Given task
Each line of the listing must be transcribed exactly, except for the images, which should be excluded.

Information provided
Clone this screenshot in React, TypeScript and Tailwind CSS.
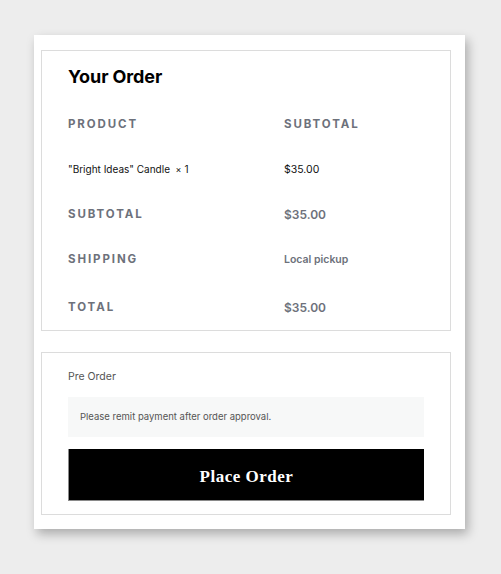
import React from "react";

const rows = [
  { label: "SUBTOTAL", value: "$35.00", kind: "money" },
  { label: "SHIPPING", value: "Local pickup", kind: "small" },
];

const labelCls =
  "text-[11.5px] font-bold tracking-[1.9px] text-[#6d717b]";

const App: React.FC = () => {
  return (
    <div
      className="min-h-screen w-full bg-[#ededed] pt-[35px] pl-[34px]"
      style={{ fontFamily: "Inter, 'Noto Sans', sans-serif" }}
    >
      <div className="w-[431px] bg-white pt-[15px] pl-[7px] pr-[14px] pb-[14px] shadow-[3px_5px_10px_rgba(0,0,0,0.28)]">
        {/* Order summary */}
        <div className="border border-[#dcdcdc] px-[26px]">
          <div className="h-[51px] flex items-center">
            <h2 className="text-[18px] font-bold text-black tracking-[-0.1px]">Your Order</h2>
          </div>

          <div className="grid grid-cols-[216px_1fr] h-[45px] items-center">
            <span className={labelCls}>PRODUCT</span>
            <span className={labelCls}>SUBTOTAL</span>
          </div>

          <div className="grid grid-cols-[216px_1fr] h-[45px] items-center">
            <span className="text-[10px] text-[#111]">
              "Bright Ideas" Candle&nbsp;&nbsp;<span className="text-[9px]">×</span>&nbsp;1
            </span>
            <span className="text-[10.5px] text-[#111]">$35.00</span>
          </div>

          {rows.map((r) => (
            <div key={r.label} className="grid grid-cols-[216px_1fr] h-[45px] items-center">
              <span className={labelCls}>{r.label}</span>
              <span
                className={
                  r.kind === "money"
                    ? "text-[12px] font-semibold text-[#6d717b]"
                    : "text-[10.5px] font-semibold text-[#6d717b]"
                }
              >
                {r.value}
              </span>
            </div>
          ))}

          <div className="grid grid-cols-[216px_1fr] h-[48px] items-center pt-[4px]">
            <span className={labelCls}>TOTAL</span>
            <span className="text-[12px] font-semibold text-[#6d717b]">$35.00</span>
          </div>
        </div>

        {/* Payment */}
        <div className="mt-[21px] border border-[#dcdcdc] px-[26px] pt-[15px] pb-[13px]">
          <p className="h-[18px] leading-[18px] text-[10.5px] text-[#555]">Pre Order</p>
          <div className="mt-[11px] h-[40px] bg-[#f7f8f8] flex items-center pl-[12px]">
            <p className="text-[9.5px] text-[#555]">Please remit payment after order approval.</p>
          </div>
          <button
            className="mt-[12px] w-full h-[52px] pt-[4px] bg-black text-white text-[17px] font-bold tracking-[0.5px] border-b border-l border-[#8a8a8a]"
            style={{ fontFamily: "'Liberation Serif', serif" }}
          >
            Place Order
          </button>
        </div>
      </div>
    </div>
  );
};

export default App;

Answer to the task
Clone this screenshot in React, TypeScript and Tailwind CSS.
import React from "react";

const rows = [
  { label: "SUBTOTAL", value: "$35.00", kind: "money" },
  { label: "SHIPPING", value: "Local pickup", kind: "small" },
];

const labelCls =
  "text-[11.5px] font-bold tracking-[1.9px] text-[#6d717b]";

const App: React.FC = () => {
  return (
    <div
      className="min-h-screen w-full bg-[#ededed] pt-[35px] pl-[34px]"
      style={{ fontFamily: "Inter, 'Noto Sans', sans-serif" }}
    >
      <div className="w-[431px] bg-white pt-[15px] pl-[7px] pr-[14px] pb-[14px] shadow-[3px_5px_10px_rgba(0,0,0,0.28)]">
        {/* Order summary */}
        <div className="border border-[#dcdcdc] px-[26px]">
          <div className="h-[51px] flex items-center">
            <h2 className="text-[18px] font-bold text-black tracking-[-0.1px]">Your Order</h2>
          </div>

          <div className="grid grid-cols-[216px_1fr] h-[45px] items-center">
            <span className={labelCls}>PRODUCT</span>
            <span className={labelCls}>SUBTOTAL</span>
          </div>

          <div className="grid grid-cols-[216px_1fr] h-[45px] items-center">
            <span className="text-[10px] text-[#111]">
              "Bright Ideas" Candle&nbsp;&nbsp;<span className="text-[9px]">×</span>&nbsp;1
            </span>
            <span className="text-[10.5px] text-[#111]">$35.00</span>
          </div>

          {rows.map((r) => (
            <div key={r.label} className="grid grid-cols-[216px_1fr] h-[45px] items-center">
              <span className={labelCls}>{r.label}</span>
              <span
                className={
                  r.kind === "money"
                    ? "text-[12px] font-semibold text-[#6d717b]"
                    : "text-[10.5px] font-semibold text-[#6d717b]"
                }
              >
                {r.value}
              </span>
            </div>
          ))}

          <div className="grid grid-cols-[216px_1fr] h-[48px] items-center pt-[4px]">
            <span className={labelCls}>TOTAL</span>
            <span className="text-[12px] font-semibold text-[#6d717b]">$35.00</span>
          </div>
        </div>

        {/* Payment */}
        <div className="mt-[21px] border border-[#dcdcdc] px-[26px] pt-[15px] pb-[13px]">
          <p className="h-[18px] leading-[18px] text-[10.5px] text-[#555]">Pre Order</p>
          <div className="mt-[11px] h-[40px] bg-[#f7f8f8] flex items-center pl-[12px]">
            <p className="text-[9.5px] text-[#555]">Please remit payment after order approval.</p>
          </div>
          <button
            className="mt-[12px] w-full h-[52px] pt-[4px] bg-black text-white text-[17px] font-bold tracking-[0.5px] border-b border-l border-[#8a8a8a]"
            style={{ fontFamily: "'Liberation Serif', serif" }}
          >
            Place Order
          </button>
        </div>
      </div>
    </div>
  );
};

export default App;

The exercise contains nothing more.